* _What to work on_: Report each line of the data that has "this" somewhere in it.

* _Extracted information_:
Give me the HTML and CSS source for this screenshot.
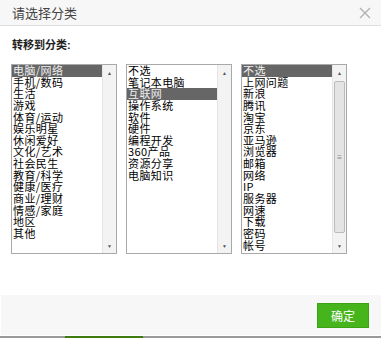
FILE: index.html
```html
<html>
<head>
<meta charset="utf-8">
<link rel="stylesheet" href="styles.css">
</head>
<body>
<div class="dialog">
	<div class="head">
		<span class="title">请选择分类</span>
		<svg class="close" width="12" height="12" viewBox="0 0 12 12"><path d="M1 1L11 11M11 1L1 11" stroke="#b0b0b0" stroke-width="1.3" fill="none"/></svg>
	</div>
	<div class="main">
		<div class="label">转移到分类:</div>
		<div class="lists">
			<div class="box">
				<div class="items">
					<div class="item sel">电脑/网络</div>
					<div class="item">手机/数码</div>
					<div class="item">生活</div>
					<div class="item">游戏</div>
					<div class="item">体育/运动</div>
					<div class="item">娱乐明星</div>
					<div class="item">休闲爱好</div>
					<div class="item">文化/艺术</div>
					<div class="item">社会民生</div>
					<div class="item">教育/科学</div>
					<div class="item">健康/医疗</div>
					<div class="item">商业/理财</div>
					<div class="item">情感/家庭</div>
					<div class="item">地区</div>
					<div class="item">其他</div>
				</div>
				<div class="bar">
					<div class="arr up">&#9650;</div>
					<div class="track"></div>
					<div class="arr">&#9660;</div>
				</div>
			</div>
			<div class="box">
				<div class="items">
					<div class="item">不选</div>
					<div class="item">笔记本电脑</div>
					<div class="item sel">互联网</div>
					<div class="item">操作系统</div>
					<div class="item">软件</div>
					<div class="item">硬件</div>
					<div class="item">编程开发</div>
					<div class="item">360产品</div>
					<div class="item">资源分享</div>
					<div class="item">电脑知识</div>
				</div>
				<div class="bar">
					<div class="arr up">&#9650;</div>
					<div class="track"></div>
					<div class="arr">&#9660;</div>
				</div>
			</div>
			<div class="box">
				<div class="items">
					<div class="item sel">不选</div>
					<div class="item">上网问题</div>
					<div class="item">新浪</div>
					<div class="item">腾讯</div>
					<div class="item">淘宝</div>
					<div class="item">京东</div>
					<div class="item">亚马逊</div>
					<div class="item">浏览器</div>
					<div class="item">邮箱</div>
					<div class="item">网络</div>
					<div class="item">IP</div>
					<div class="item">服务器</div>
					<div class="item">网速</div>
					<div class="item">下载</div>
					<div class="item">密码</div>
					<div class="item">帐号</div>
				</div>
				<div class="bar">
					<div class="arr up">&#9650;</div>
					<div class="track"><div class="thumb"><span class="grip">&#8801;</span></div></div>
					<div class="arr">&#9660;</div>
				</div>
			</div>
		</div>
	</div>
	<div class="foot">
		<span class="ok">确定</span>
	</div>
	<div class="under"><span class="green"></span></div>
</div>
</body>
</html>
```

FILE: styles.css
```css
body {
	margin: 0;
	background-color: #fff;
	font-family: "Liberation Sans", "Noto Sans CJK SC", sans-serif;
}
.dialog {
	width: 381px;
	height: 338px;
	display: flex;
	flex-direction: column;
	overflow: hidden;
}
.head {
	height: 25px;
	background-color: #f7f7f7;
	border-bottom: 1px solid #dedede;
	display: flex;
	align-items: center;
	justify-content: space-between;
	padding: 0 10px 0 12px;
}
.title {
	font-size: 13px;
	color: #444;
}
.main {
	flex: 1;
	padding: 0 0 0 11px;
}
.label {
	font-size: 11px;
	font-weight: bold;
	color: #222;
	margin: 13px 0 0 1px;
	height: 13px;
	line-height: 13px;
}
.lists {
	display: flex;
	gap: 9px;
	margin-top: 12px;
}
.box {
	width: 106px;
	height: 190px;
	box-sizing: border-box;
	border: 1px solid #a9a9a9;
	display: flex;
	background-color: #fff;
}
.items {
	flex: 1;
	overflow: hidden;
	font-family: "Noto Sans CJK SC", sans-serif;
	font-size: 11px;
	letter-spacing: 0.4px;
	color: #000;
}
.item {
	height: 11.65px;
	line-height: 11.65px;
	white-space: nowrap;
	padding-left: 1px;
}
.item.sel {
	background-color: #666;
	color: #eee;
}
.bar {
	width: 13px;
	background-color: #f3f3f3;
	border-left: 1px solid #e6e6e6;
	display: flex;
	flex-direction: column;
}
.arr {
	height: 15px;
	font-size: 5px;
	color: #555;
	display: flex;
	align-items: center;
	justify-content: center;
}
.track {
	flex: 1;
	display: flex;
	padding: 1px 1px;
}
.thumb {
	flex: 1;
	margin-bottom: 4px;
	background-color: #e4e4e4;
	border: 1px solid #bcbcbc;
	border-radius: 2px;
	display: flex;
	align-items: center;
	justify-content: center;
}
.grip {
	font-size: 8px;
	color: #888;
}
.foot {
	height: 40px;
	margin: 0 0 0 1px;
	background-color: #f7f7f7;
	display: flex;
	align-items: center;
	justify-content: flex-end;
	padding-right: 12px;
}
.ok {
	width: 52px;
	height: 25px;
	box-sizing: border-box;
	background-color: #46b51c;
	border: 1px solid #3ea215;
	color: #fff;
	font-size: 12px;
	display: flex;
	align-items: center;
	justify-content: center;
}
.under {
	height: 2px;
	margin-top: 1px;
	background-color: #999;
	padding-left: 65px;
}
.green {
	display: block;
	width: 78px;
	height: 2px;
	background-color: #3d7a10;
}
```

...

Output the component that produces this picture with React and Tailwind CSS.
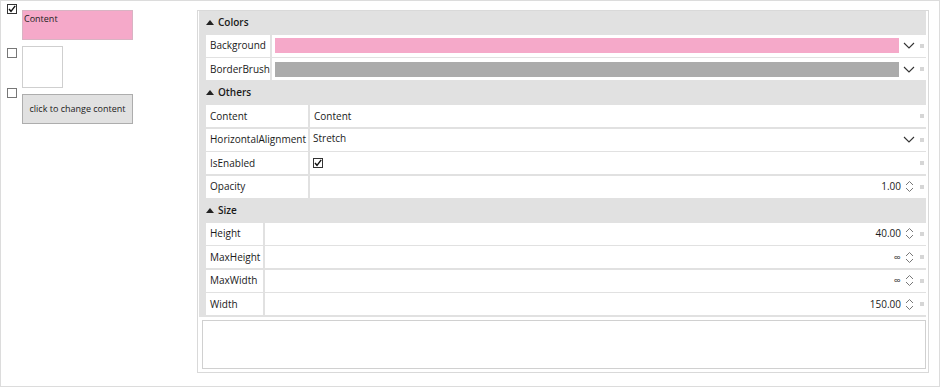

* _Full solution_:
Give me the HTML and CSS source for this screenshot.
Output the component that produces this picture with React and Tailwind CSS.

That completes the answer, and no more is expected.